Legendary jockey Christy Roche has ridden for O'Brien and during a long career also rode winners for some of the other great names of Irish and European racing. He has no doubt about O'Brien's ability to dominate the sport for the foreseeable future.
"Over the next 10 years, he can only get better. I don't think we have seen anything yet. I look at him and I see that natural talent of Paddy Prendergast, the dedication and attention to detail of Vincent O'Brien and the will to win of Jim Bolger. On top of it all, he is a fellow anyone would love to be around," says Roche.
"Aidan's biggest attribute is that he started from the ground floor. He had the toughest apprenticeship any man could have at Jim Bolger's. But the result is there can be a lad at Ballydoyle doing the simplest job like mucking out and Aidan can talk to them. His man-management is unbelievable. I have no doubt he would be a highly successful businessman in any firm," Roche adds.
Such considerations must have been a long way from O'Brien's mind when he left school at 15 and started work as a forklift driver at the local co-op near Enniscorthy. During summer months, O'Brien also picked strawberries to make some extra money but his father's love of point-to-points had imbued the youngster with a passion for horses.
One short stint at a Curragh stable was followed by joining Jim Bolger's Co Carlow establishment as a stable lad. O'Brien's appetite for work served him well under Bolger's strict regime and he also began riding as an amateur jockey. It was at the start of an amateur race that he met Anne-Marie Crowley, who became his wife.

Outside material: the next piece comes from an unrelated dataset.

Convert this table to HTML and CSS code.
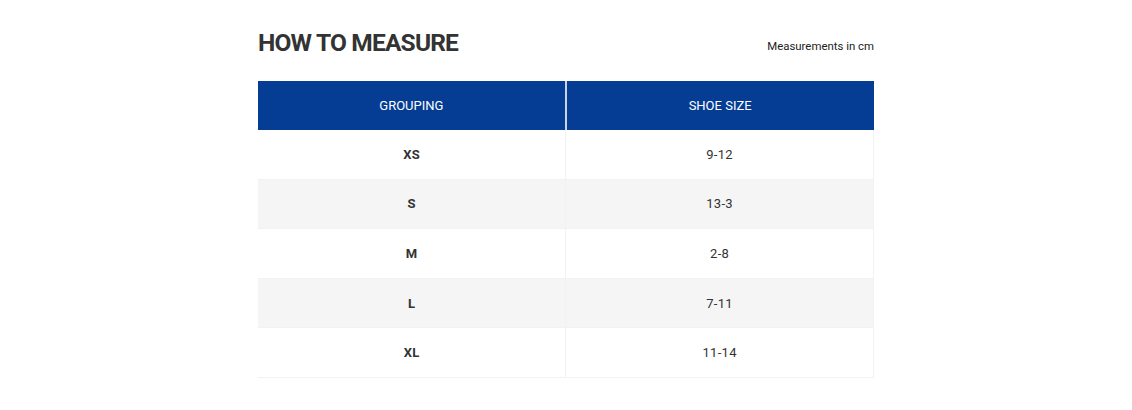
FILE: index.html
```html
<!DOCTYPE html>
<html>
<head>
<meta charset="utf-8">
<link rel="stylesheet" href="styles.css">
</head>
<body>
<div class="wrap">
  <div class="head">
    <h1 class="title">HOW TO MEASURE</h1>
    <span class="unit">Measurements in cm</span>
  </div>
  <table class="sizes">
    <thead>
      <tr><th>GROUPING</th><th>SHOE SIZE</th></tr>
    </thead>
    <tbody>
      <tr><td class="grp">XS</td><td>9-12</td></tr>
      <tr><td class="grp">S</td><td>13-3</td></tr>
      <tr><td class="grp">M</td><td>2-8</td></tr>
      <tr><td class="grp">L</td><td>7-11</td></tr>
      <tr><td class="grp">XL</td><td>11-14</td></tr>
    </tbody>
  </table>
</div>
</body>
</html>
```
FILE: styles.css
```css
html, body { margin: 0; padding: 0; background: #fff; }
body { font-family: Roboto, "Liberation Sans", sans-serif; color: #333; }
.wrap { width: 616px; margin: 0 auto; padding-top: 27px; }
.head { display: flex; justify-content: space-between; align-items: flex-end; height: 54px; }
.title { margin: 0; font-size: 24.5px; font-weight: 700; color: #333; line-height: 30px; letter-spacing: -0.8px; margin-bottom: 23px; }
.unit { font-size: 11.4px; color: #222; margin-bottom: 28px; }
.sizes { width: 100%; border-collapse: collapse; table-layout: fixed; }
.sizes th { background: #043d93; color: #fff; font-weight: 400; font-size: 13px; height: 49px; padding: 0; text-align: center; }
.sizes th + th { border-left: 2px solid #c8d3e6; }
.sizes td { height: 48.6px; padding: 0; text-align: center; font-size: 13px; color: #333; border-left: 1px solid #f2f2f2; border-right: 1px solid #f2f2f2; border-bottom: 1px solid #f2f2f2; letter-spacing: 0.3px; }
.sizes td.grp { font-weight: 700; border-left: none; }
.sizes tbody tr:nth-child(even) td { background: #f5f5f5; }
```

She is from a racing family in south Kilkenny and was champion jumps trainer herself in 1992 but the licence was transferred to her husband the following year. O'Brien's first winner was Wandering Thoughts at Tralee on June 7th, 1993.
He was also champion amateur rider in 1994 but gave up riding to dominate the trainers' table over jumps. It was a meteoric rise to prominence that attracted the Coolmore Stud supremo John Magnier following the retirement of the legendary Vincent O'Brien (no relation).
Training from an establishment that Magnier's father-in-law had turned into the world's most famous stables - with horses like Nijinksy and Alleged still fresh in the memory - would have created sleepless nights for most, but not the new O'Brien.
"It must have been hard, almost like taking over from Alex Ferguson at Man United, but Aidan is a very level-headed guy," says Charlie Swan, who has ridden one of the few National Hunt horses at Ballydoyle, Istabraq, to three Champion Hurdle victories.
"I think Istabraq has helped Aidan cope with the pressures he has at Ballydoyle. I know the money is entirely different but at the same time Istabraq has been a very big story," Swan adds.
It's the multi-million investment poured into the search for potential stallions every year by Magnier and another Coolmore partner, Michael Tabor, that allows O'Brien to work with the cream of the world's best-bred bloodstock. However, there appears to be a comparative lack of resentment within the sport at the sort of dominance that has seen O'Brien pick up six Group 1 races already this season.
"He has the ammunition but he is a bloody good trainer. This is a fickle game though. Look at Henry Cecil; five years ago he was at the top. Now he is wondering what's gone wrong," one Curragh trainer offers.
O'BRIEN'S capacity for work has led some to speculate on the possibility of burn-out. Friends admit he has no interests beyond horses and the pressure of trying to develop a horse to a high enough level on the track in order to allow Magnier use it as a stallion is considerable.
Quietly spoken and uncomfortable in the media spotlight, O'Brien can also sometimes appear awkward and tonguetied in front of camera, but those who underestimate his steel make a mistake.
"He is very ambitious and just loves training winners," says Swan, while Roche offers: "I see how much he has changed his style in the last few years. It used to be winners that Aidan wanted but now he is thinking classics. Every horse that comes into him, he is thinking what it will be like as a three-year-old."
At 31, O'Brien has already won six Irish classics, four in Britain - including the Epsom Derby - and in Galileo has a horse that many believe is a worthy heir to the Ballydoyle heritage of Nijinsky. But the feeling is growing that O'Brien, just like Galileo, is only starting to hit his stride.